**WHAT THE EXERCISE ASKS**
Retype the listing that follows, exactly as written.

**SOURCE DATA**
########
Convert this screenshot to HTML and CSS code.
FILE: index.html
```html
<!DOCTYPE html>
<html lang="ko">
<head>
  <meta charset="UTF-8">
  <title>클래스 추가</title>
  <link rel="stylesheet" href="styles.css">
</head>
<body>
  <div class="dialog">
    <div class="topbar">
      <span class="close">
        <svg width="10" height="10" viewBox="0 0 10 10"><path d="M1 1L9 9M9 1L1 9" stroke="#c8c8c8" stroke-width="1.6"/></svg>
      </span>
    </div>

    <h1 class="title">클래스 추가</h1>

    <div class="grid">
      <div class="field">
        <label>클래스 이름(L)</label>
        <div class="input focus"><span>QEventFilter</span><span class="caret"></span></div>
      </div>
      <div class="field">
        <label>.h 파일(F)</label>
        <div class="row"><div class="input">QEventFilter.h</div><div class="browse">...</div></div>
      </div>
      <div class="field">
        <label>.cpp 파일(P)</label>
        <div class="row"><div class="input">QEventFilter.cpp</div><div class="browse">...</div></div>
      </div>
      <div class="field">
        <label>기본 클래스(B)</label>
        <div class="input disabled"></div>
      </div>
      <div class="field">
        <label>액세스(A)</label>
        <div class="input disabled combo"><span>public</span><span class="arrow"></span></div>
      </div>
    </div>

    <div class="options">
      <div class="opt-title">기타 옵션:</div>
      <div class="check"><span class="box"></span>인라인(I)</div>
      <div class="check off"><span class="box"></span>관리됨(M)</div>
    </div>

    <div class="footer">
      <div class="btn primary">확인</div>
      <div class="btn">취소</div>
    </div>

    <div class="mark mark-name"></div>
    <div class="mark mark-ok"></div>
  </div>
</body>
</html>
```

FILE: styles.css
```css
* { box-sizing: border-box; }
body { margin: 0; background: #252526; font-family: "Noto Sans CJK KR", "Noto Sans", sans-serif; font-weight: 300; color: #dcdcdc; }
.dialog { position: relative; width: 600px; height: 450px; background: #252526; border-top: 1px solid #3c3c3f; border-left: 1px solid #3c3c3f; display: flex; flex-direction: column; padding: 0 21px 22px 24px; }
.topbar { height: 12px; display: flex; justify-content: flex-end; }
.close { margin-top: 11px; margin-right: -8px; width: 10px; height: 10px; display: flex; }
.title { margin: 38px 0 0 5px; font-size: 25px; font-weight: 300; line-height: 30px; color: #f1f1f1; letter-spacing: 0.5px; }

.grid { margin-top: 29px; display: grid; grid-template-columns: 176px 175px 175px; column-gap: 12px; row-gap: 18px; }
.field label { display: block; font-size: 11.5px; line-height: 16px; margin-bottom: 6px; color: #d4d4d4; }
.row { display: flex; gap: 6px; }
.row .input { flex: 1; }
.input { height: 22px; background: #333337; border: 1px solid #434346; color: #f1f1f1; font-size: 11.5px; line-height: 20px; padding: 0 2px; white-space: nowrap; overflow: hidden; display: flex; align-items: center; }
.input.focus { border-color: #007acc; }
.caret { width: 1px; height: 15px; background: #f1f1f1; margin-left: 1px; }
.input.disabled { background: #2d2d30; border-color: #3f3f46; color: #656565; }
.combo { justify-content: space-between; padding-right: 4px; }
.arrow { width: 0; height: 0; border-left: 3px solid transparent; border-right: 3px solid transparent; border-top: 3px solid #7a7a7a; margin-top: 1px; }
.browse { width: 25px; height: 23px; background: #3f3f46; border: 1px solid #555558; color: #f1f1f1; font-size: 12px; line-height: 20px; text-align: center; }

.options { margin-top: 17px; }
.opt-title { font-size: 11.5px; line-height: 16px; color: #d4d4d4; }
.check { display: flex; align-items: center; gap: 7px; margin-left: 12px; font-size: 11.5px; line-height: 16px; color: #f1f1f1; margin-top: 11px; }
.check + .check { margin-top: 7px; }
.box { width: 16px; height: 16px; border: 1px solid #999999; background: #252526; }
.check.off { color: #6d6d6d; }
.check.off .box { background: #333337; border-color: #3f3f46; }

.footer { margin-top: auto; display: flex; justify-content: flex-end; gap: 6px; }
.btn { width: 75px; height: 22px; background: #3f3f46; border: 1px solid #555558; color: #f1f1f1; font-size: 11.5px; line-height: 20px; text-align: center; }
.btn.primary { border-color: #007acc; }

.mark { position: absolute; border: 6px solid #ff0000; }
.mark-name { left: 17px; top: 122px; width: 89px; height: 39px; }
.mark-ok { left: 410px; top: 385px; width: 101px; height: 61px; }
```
########
**EXPECTED OUTPUT**
Convert this screenshot to HTML and CSS code.
FILE: index.html
```html
<!DOCTYPE html>
<html lang="ko">
<head>
  <meta charset="UTF-8">
  <title>클래스 추가</title>
  <link rel="stylesheet" href="styles.css">
</head>
<body>
  <div class="dialog">
    <div class="topbar">
      <span class="close">
        <svg width="10" height="10" viewBox="0 0 10 10"><path d="M1 1L9 9M9 1L1 9" stroke="#c8c8c8" stroke-width="1.6"/></svg>
      </span>
    </div>

    <h1 class="title">클래스 추가</h1>

    <div class="grid">
      <div class="field">
        <label>클래스 이름(L)</label>
        <div class="input focus"><span>QEventFilter</span><span class="caret"></span></div>
      </div>
      <div class="field">
        <label>.h 파일(F)</label>
        <div class="row"><div class="input">QEventFilter.h</div><div class="browse">...</div></div>
      </div>
      <div class="field">
        <label>.cpp 파일(P)</label>
        <div class="row"><div class="input">QEventFilter.cpp</div><div class="browse">...</div></div>
      </div>
      <div class="field">
        <label>기본 클래스(B)</label>
        <div class="input disabled"></div>
      </div>
      <div class="field">
        <label>액세스(A)</label>
        <div class="input disabled combo"><span>public</span><span class="arrow"></span></div>
      </div>
    </div>

    <div class="options">
      <div class="opt-title">기타 옵션:</div>
      <div class="check"><span class="box"></span>인라인(I)</div>
      <div class="check off"><span class="box"></span>관리됨(M)</div>
    </div>

    <div class="footer">
      <div class="btn primary">확인</div>
      <div class="btn">취소</div>
    </div>

    <div class="mark mark-name"></div>
    <div class="mark mark-ok"></div>
  </div>
</body>
</html>
```

FILE: styles.css
```css
* { box-sizing: border-box; }
body { margin: 0; background: #252526; font-family: "Noto Sans CJK KR", "Noto Sans", sans-serif; font-weight: 300; color: #dcdcdc; }
.dialog { position: relative; width: 600px; height: 450px; background: #252526; border-top: 1px solid #3c3c3f; border-left: 1px solid #3c3c3f; display: flex; flex-direction: column; padding: 0 21px 22px 24px; }
.topbar { height: 12px; display: flex; justify-content: flex-end; }
.close { margin-top: 11px; margin-right: -8px; width: 10px; height: 10px; display: flex; }
.title { margin: 38px 0 0 5px; font-size: 25px; font-weight: 300; line-height: 30px; color: #f1f1f1; letter-spacing: 0.5px; }

.grid { margin-top: 29px; display: grid; grid-template-columns: 176px 175px 175px; column-gap: 12px; row-gap: 18px; }
.field label { display: block; font-size: 11.5px; line-height: 16px; margin-bottom: 6px; color: #d4d4d4; }
.row { display: flex; gap: 6px; }
.row .input { flex: 1; }
.input { height: 22px; background: #333337; border: 1px solid #434346; color: #f1f1f1; font-size: 11.5px; line-height: 20px; padding: 0 2px; white-space: nowrap; overflow: hidden; display: flex; align-items: center; }
.input.focus { border-color: #007acc; }
.caret { width: 1px; height: 15px; background: #f1f1f1; margin-left: 1px; }
.input.disabled { background: #2d2d30; border-color: #3f3f46; color: #656565; }
.combo { justify-content: space-between; padding-right: 4px; }
.arrow { width: 0; height: 0; border-left: 3px solid transparent; border-right: 3px solid transparent; border-top: 3px solid #7a7a7a; margin-top: 1px; }
.browse { width: 25px; height: 23px; background: #3f3f46; border: 1px solid #555558; color: #f1f1f1; font-size: 12px; line-height: 20px; text-align: center; }

.options { margin-top: 17px; }
.opt-title { font-size: 11.5px; line-height: 16px; color: #d4d4d4; }
.check { display: flex; align-items: center; gap: 7px; margin-left: 12px; font-size: 11.5px; line-height: 16px; color: #f1f1f1; margin-top: 11px; }
.check + .check { margin-top: 7px; }
.box { width: 16px; height: 16px; border: 1px solid #999999; background: #252526; }
.check.off { color: #6d6d6d; }
.check.off .box { background: #333337; border-color: #3f3f46; }

.footer { margin-top: auto; display: flex; justify-content: flex-end; gap: 6px; }
.btn { width: 75px; height: 22px; background: #3f3f46; border: 1px solid #555558; color: #f1f1f1; font-size: 11.5px; line-height: 20px; text-align: center; }
.btn.primary { border-color: #007acc; }

.mark { position: absolute; border: 6px solid #ff0000; }
.mark-name { left: 17px; top: 122px; width: 89px; height: 39px; }
.mark-ok { left: 410px; top: 385px; width: 101px; height: 61px; }
```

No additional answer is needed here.